Implementing client based search for a static site

Adding search functionality to a static site such as mine is one of the harder things to achieve. There are basically two ways to achieve this:

Use a hosted service such as Google Custom Search or Algolia.
Implement search on the client side using JavaScript.

The hosted search solutions are paid services though, although Google Custom Search do offer free ad-supported search. For a larger blog, a search solution such as Algolia’s would probably make sense. They even provide a Jekyll plugin to make this easy to integrate. For a small blog, such as mine, this seems like overkill though.

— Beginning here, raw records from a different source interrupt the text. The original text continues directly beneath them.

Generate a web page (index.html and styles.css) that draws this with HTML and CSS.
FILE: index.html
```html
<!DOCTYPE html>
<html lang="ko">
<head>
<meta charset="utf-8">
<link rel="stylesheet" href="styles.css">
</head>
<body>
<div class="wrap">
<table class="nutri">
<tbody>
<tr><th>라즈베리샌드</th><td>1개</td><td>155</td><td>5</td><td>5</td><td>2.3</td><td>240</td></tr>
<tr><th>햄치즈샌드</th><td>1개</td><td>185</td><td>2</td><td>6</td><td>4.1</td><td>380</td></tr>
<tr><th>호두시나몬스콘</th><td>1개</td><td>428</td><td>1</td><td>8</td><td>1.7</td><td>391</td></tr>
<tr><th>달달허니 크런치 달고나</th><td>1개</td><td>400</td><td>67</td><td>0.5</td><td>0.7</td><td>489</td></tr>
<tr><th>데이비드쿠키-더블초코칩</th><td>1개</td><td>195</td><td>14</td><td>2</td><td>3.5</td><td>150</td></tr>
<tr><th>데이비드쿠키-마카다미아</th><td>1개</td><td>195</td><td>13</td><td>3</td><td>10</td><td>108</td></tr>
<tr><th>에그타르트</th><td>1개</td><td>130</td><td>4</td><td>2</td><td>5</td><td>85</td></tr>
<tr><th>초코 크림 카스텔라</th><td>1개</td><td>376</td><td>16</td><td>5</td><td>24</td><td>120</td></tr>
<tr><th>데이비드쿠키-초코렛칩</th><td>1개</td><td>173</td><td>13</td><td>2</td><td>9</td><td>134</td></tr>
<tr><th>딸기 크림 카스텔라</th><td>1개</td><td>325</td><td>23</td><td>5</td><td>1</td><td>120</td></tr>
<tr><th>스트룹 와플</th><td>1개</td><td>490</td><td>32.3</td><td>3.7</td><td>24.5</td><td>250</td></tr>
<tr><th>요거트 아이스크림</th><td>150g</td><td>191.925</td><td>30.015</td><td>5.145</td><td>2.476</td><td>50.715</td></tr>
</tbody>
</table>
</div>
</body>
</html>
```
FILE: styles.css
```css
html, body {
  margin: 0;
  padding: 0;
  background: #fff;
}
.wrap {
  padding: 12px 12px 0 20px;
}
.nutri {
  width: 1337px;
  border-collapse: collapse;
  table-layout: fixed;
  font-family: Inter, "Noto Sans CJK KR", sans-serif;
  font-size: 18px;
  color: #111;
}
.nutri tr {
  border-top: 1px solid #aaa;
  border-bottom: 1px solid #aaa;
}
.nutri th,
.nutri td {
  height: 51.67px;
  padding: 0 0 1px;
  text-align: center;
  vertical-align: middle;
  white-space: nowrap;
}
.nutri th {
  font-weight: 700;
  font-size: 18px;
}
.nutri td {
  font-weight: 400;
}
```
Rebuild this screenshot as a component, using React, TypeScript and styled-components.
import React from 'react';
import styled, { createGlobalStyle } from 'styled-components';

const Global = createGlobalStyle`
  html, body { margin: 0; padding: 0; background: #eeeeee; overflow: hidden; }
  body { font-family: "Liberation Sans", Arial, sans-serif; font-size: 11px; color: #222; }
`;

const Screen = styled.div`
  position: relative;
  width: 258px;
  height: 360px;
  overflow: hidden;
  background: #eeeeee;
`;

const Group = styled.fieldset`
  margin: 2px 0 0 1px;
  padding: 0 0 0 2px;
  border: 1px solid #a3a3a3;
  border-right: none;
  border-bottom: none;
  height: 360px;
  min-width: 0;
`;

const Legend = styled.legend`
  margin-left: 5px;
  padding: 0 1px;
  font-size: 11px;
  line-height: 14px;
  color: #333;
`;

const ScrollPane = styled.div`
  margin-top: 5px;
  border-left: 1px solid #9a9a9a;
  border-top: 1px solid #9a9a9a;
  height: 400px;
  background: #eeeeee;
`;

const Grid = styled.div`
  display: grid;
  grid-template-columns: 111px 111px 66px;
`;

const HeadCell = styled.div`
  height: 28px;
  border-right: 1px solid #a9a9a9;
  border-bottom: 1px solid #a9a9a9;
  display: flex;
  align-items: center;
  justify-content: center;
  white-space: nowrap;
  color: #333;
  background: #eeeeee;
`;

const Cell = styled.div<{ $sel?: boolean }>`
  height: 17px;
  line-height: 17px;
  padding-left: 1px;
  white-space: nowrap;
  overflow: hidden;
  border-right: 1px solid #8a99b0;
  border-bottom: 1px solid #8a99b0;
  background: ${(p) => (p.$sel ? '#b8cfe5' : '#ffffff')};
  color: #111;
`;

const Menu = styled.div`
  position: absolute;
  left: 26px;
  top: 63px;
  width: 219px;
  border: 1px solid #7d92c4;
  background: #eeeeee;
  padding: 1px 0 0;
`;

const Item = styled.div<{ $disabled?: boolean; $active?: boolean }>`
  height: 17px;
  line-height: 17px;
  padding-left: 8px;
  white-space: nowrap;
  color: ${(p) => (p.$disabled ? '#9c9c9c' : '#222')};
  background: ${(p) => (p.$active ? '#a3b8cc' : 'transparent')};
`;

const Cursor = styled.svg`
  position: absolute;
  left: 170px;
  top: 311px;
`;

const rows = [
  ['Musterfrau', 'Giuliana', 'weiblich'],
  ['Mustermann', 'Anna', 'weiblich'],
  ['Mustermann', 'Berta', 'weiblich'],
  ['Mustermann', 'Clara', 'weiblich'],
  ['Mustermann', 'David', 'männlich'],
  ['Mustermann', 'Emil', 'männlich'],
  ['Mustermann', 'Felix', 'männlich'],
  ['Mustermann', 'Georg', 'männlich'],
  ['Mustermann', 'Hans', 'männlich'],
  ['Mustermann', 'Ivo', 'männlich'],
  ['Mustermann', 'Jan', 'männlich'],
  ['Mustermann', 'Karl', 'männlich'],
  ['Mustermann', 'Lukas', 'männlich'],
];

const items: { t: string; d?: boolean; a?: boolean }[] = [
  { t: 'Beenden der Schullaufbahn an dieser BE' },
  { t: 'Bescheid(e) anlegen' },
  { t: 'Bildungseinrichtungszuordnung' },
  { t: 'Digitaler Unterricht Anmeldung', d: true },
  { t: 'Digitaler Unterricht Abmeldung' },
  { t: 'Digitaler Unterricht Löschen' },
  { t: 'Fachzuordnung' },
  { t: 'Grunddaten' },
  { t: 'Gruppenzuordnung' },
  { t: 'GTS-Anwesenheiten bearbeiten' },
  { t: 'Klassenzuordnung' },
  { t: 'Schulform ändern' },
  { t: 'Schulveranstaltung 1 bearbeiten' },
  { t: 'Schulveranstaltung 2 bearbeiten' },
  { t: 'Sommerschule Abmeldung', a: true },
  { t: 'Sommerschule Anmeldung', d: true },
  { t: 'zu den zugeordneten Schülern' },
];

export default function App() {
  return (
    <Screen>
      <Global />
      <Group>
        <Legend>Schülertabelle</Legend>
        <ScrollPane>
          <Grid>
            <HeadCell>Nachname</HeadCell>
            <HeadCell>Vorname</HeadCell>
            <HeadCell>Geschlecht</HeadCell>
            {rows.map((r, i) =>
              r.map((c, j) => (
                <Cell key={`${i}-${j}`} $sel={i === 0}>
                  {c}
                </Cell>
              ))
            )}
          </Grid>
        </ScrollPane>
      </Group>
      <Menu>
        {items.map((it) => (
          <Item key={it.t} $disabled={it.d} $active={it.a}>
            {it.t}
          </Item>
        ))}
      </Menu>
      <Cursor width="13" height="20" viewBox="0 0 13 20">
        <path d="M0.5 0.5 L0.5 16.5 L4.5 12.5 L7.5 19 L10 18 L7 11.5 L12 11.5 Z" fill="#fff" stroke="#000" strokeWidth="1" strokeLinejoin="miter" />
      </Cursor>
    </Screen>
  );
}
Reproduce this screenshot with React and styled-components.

I know that it is possible to implement a purely client based search engine. This is how the search functionality works in the Sphinx documentation generator (not the search engine of the same name). There is even a tutorial on how to implement search within Jekyll using lunr.js.

The search implementation in the tutorial works by embedding the entire site content onto the search page and building the index each time a search is performed. Needless to say, this is quite inefficient. I wanted something a little bit more scalable for my site.

Instead, I chose to implement a build script to generate the search index each time the site is built. The script uses elasticlunr.js which is a fork of lunr.js with some additional features and performance enhancements. The index is built by recursively searching the generated html under _site:

    recursive(options['index-dir'], ignore, function (err, files) {

        for (var file of files)
        {
            var html = fs.readFileSync(file, 'utf-8');
            // Parse the DOM.
            var document = jsdom.jsdom(html);

            var meta_title = document.querySelector('meta[property="og:title"]');
            var article = document.querySelector('article');

            // Only select pages with a title and article section.
            if (meta_title && article)
            {
                // Use first paragraph for the description.
                var description = document.querySelector('article > p');

                var doc = {
                    title: meta_title.content,
                    body: article.textContent,
                    description: truncateWords(description.textContent, 50),
                    url: file.replace(new RegExp('^' + options['index-dir']), ''),
                    id: hashString(file)
                };
                index.addDoc(doc);
            }
        }
        ...

The generated index is then serialised and output to a JSON file, which will be loaded by the search results page when performing searches. To reduce the size of the index, I removed the document body in the documentStore, the trade-off being that only the description field can be used for the search snippet:

// Serialise and write the index.
var out = index.toJSON();

// Remove the body field from the documentStore to decrease the size of the index.
for (var id in out.documentStore.docs)
{
    delete out.documentStore.docs[id].body;
}

fs.writeFileSync(options.output, JSON.stringify(out), 'utf-8');

The script is run using npm with the following package.json:

    "devDependencies": {
        "elasticlunr": "^0.9.0",
        "recursive-readdir": ">=2.0.0",
        "command-line-args": ">=3.0.1",
        "jsdom": ">=9.4.2"
    },
    "scripts": {
        "build-index": "_scripts/build-index _site -i */404.html */search/* */sitemap/* */blog/index.html -o data/index.json"
    }

This configuration will ignore files that I don’t want to index such as 404.html.

Currently, the index must be rebuilt manually each time content is updated or added by running:

~$ npm run build-index

In future, I plan to automate this and add support for incremental index rebuilds by integrating this with Jekyll’s hooks.

The full source is available in the repository of this site.